What is expected> Of the lines below, how many hold the string "styled"? Give only the number.

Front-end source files

──────

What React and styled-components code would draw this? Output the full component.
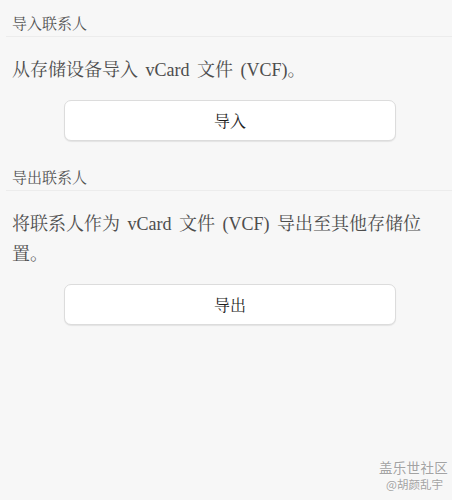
import React from "react";
import styled, { createGlobalStyle } from "styled-components";

const Global = createGlobalStyle`
  html, body {
    margin: 0;
    padding: 0;
    background: #f7f7f7;
  }
  #root {
    min-height: 100vh;
  }
`;

const serif = `"Liberation Serif", "Noto Serif CJK SC", "Noto Sans CJK SC", serif`;

const Page = styled.div`
  position: relative;
  min-height: 100vh;
  background: #f7f7f7;
  font-family: ${serif};
  display: flex;
  flex-direction: column;
`;

const Section = styled.section`
  display: flex;
  flex-direction: column;
  margin-top: ${(p) => p.$gap || 0}px;
`;

const SectionTitle = styled.div`
  margin: 0 0 0 6px;
  padding: 12px 6px 0;
  height: 24px;
  line-height: 24px;
  font-size: 15px;
  color: #505050;
  border-bottom: 1px solid #ececec;
`;

const Description = styled.p`
  margin: 18px 0 0;
  padding: 0 12px;
  font-size: 18px;
  line-height: 30px;
  color: #4d4d4d;
  word-spacing: 3px;
`;

const ActionButton = styled.button`
  margin: 15px 0 0 64px;
  width: 332px;
  height: 41px;
  background: #ffffff;
  border: 1px solid #dcdcdc;
  border-radius: 7px;
  box-shadow: 0 1px 1px rgba(0, 0, 0, 0.08);
  font-family: ${serif};
  font-size: 16px;
  color: #1e1e1e;
  cursor: pointer;
  padding: 0;
`;

const Watermark = styled.div`
  position: absolute;
  right: 4px;
  bottom: 8px;
  display: flex;
  flex-direction: column;
  align-items: flex-end;
  font-family: "Noto Sans CJK SC", sans-serif;
  color: #a3a3a3;
  text-shadow: 0 0 2px #fff;
`;

const MarkTitle = styled.span`
  font-size: 13.5px;
  line-height: 18px;
  letter-spacing: 0.3px;
`;

const MarkAuthor = styled.span`
  font-size: 11.5px;
  line-height: 16px;
  margin-right: 5px;
`;

export default function App() {
  return (
    <Page>
      <Global />
      <Section>
        <SectionTitle>导入联系人</SectionTitle>
        <Description>从存储设备导入 vCard 文件 (VCF)。</Description>
        <ActionButton>导入</ActionButton>
      </Section>
      <Section $gap={13}>
        <SectionTitle>导出联系人</SectionTitle>
        <Description>将联系人作为 vCard 文件 (VCF) 导出至其他存储位置。</Description>
        <ActionButton>导出</ActionButton>
      </Section>
      <Watermark>
        <MarkTitle>盖乐世社区</MarkTitle>
        <MarkAuthor>@胡颜乱宇</MarkAuthor>
      </Watermark>
    </Page>
  );
}
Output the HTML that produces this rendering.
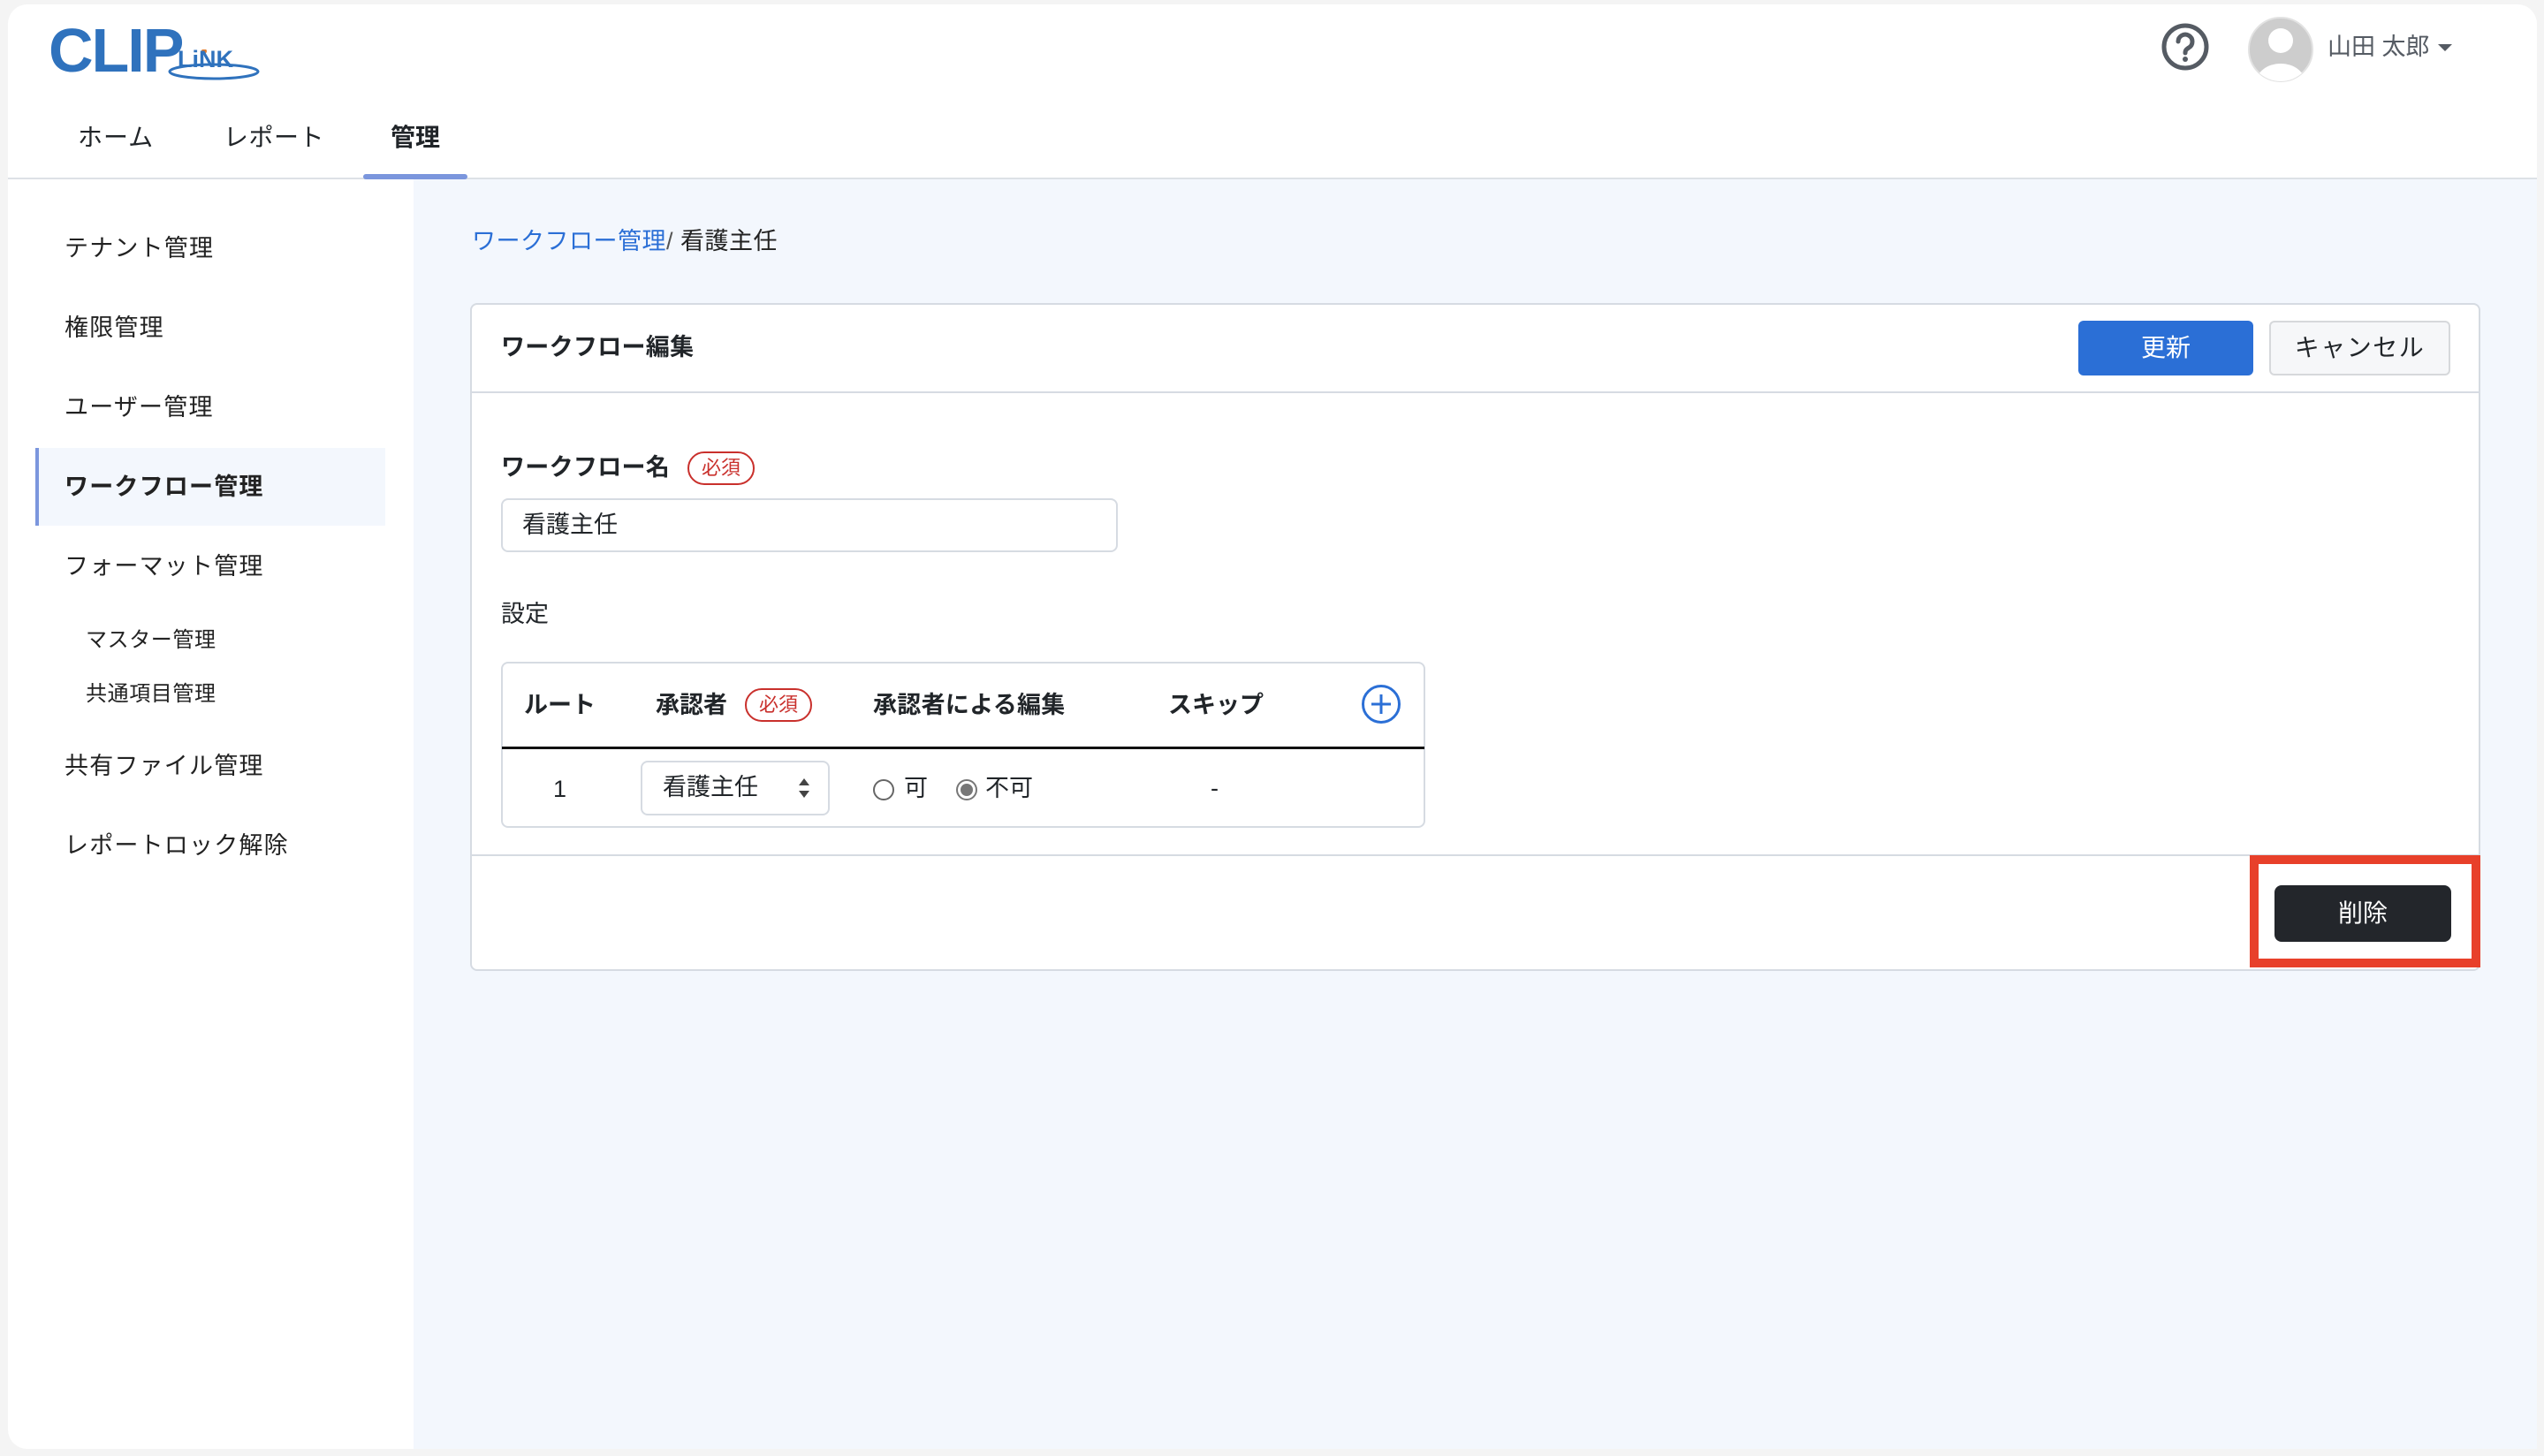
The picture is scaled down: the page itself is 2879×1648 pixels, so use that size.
<!DOCTYPE html>
<html><head><meta charset="utf-8"><style>
*{box-sizing:border-box;margin:0;padding:0}
body{width:2879px;height:1648px;background:#f4f4f4;font-family:"Liberation Sans","Noto Sans CJK JP",sans-serif;color:#212529;position:relative;overflow:hidden}
.abs{position:absolute}
.frame{left:9px;top:5px;width:2862px;height:1635px;background:#fff;border-radius:22px;overflow:hidden}
.main{left:468px;top:203px;width:2403px;height:1437px;background:#f3f7fd}
.t{position:absolute;white-space:nowrap;line-height:1}
.side{font-size:27px;letter-spacing:1.2px;color:#222;left:73px}
.sub{font-size:24px;letter-spacing:0.6px;left:97px;color:#222}
.badge{position:absolute;border:2px solid #c9302c;color:#c9302c;border-radius:20px;font-size:22px;line-height:1;padding:6px 14px}
</style></head><body>
<div class="abs frame"></div>
<div class="abs" style="left:9px;top:201px;width:2862px;height:2px;background:#dde1e6"></div>
<div class="abs main"></div>

<!-- logo -->
<div class="t" style="left:55px;top:22px;font-size:70px;font-weight:bold;color:#2f72bd;letter-spacing:-2px">CLIP</div>
<svg class="abs" style="left:190px;top:56px" width="105" height="40"><ellipse cx="52" cy="25" rx="50" ry="8" fill="none" stroke="#2f72bd" stroke-width="3"/><circle cx="41" cy="2" r="3" fill="#e07b2c"/></svg>
<div class="t" style="left:201px;top:54px;font-size:27px;font-weight:bold;color:#2f72bd;background:transparent">LiNK</div>

<!-- nav -->
<div class="t" style="left:88px;top:142px;font-size:28px;letter-spacing:1px">ホーム</div>
<div class="t" style="left:253px;top:142px;font-size:28px;letter-spacing:0.5px">レポート</div>
<div class="t" style="left:442px;top:142px;font-size:28px;font-weight:bold">管理</div>
<div class="abs" style="left:411px;top:197px;width:118px;height:6px;background:#7b96dd;border-radius:3px"></div>

<!-- header right -->
<svg class="abs" style="left:2445px;top:25px" width="56" height="56"><circle cx="28" cy="28" r="24" fill="none" stroke="#555b63" stroke-width="5"/><path d="M20 22a8 8 0 1 1 12 7c-3 2-4 3-4 6" fill="none" stroke="#555b63" stroke-width="5" stroke-linecap="round"/><circle cx="28" cy="42" r="3" fill="#555b63"/></svg>
<svg class="abs" style="left:2543px;top:18px" width="76" height="76"><defs><clipPath id="c"><circle cx="38" cy="38" r="36"/></clipPath></defs><circle cx="38" cy="38" r="36" fill="#cdcdcd" stroke="#e2e2e2" stroke-width="2"/><g clip-path="url(#c)" fill="#fff"><circle cx="38" cy="28" r="14"/><ellipse cx="38" cy="76" rx="28" ry="22"/></g></svg>
<div class="t" style="left:2634px;top:40px;font-size:27px;color:#555b63">山田 太郎</div>
<svg class="abs" style="left:2759px;top:50px" width="16" height="10"><path d="M0 0h16L8 8z" fill="#555b63"/></svg>

<!-- sidebar -->
<div class="t side" style="top:268px">テナント管理</div>
<div class="t side" style="top:358px">権限管理</div>
<div class="t side" style="top:448px">ユーザー管理</div>
<div class="abs" style="left:40px;top:507px;width:396px;height:88px;background:#f3f7fd;border-left:4px solid #7b96dd"></div>
<div class="t side" style="top:538px;font-weight:bold">ワークフロー管理</div>
<div class="t side" style="top:628px">フォーマット管理</div>
<div class="t sub" style="top:713px">マスター管理</div>
<div class="t sub" style="top:774px">共通項目管理</div>
<div class="t side" style="top:854px">共有ファイル管理</div>
<div class="t side" style="top:944px">レポートロック解除</div>

<!-- breadcrumb -->
<div class="t" style="left:534px;top:260px;font-size:27px;color:#2b6fd6;letter-spacing:0.5px">ワークフロー管理<span style="color:#555">/</span> <span style="color:#222">看護主任</span></div>

<!-- card -->
<div class="abs" style="left:532px;top:343px;width:2275px;height:756px;background:#fff;border:2px solid #d6dbe2;border-radius:8px"></div>
<div class="abs" style="left:534px;top:443px;width:2271px;height:2px;background:#d6dbe2"></div>
<div class="abs" style="left:534px;top:967px;width:2271px;height:2px;background:#d6dbe2"></div>
<div class="t" style="left:567px;top:380px;font-size:27px;font-weight:bold;letter-spacing:0.3px">ワークフロー編集</div>
<div class="abs" style="left:2352px;top:363px;width:198px;height:62px;background:#2b6fd6;border-radius:6px;color:#fff;font-size:28px;text-align:center;line-height:62px">更新</div>
<div class="abs" style="left:2568px;top:363px;width:205px;height:62px;background:#f6f7f9;border:2px solid #d6d8db;border-radius:6px;font-size:28px;text-align:center;line-height:58px;letter-spacing:1.5px">キャンセル</div>

<div class="t" style="left:567px;top:516px;font-size:27px;font-weight:bold;letter-spacing:0.3px">ワークフロー名</div>
<div class="badge" style="left:778px;top:511px">必須</div>
<div class="abs" style="left:567px;top:564px;width:698px;height:61px;border:2px solid #d6dbe2;border-radius:8px"></div>
<div class="t" style="left:591px;top:581px;font-size:27px">看護主任</div>
<div class="t" style="left:567px;top:682px;font-size:27px">設定</div>

<!-- table -->
<div class="abs" style="left:567px;top:749px;width:1046px;height:188px;border:2px solid #d6dbe2;border-radius:8px"></div>
<div class="abs" style="left:568px;top:845px;width:1044px;height:3px;background:#111"></div>
<div class="t" style="left:593px;top:785px;font-size:27px;font-weight:bold">ルート</div>
<div class="t" style="left:742px;top:785px;font-size:27px;font-weight:bold">承認者</div>
<div class="badge" style="left:843px;top:779px">必須</div>
<div class="t" style="left:988px;top:785px;font-size:27px;font-weight:bold;letter-spacing:0.3px">承認者による編集</div>
<div class="t" style="left:1322px;top:785px;font-size:27px;font-weight:bold">スキップ</div>
<svg class="abs" style="left:1539px;top:773px" width="48" height="48"><circle cx="24" cy="24" r="20.5" fill="none" stroke="#2b6fd6" stroke-width="3"/><path d="M24 13v22M13 24h22" stroke="#2b6fd6" stroke-width="3"/></svg>

<div class="t" style="left:626px;top:880px;font-size:27px">1</div>
<div class="abs" style="left:725px;top:861px;width:214px;height:62px;border:2px solid #d6dbe2;border-radius:8px"></div>
<div class="t" style="left:750px;top:878px;font-size:27px">看護主任</div>
<svg class="abs" style="left:903px;top:879px" width="14" height="26"><path d="M1 10L7 2l6 8zM1 16l6 8 6-8z" fill="#444"/></svg>
<svg class="abs" style="left:986px;top:880px" width="28" height="28"><circle cx="14" cy="14" r="11" fill="#fff" stroke="#666" stroke-width="2"/></svg>
<div class="t" style="left:1023px;top:879px;font-size:27px">可</div>
<svg class="abs" style="left:1080px;top:880px" width="28" height="28"><circle cx="14" cy="14" r="11" fill="#fff" stroke="#777" stroke-width="2"/><circle cx="14" cy="14" r="7" fill="#777"/></svg>
<div class="t" style="left:1115px;top:879px;font-size:27px">不可</div>
<div class="t" style="left:1370px;top:879px;font-size:27px">-</div>

<!-- delete -->
<div class="abs" style="left:2546px;top:968px;width:261px;height:127px;border:10px solid #e8402a"></div>
<div class="abs" style="left:2574px;top:1002px;width:200px;height:64px;background:#23262b;border-radius:8px;color:#fff;font-size:28px;text-align:center;line-height:64px">削除</div>
</body></html>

──────

Correct response> 10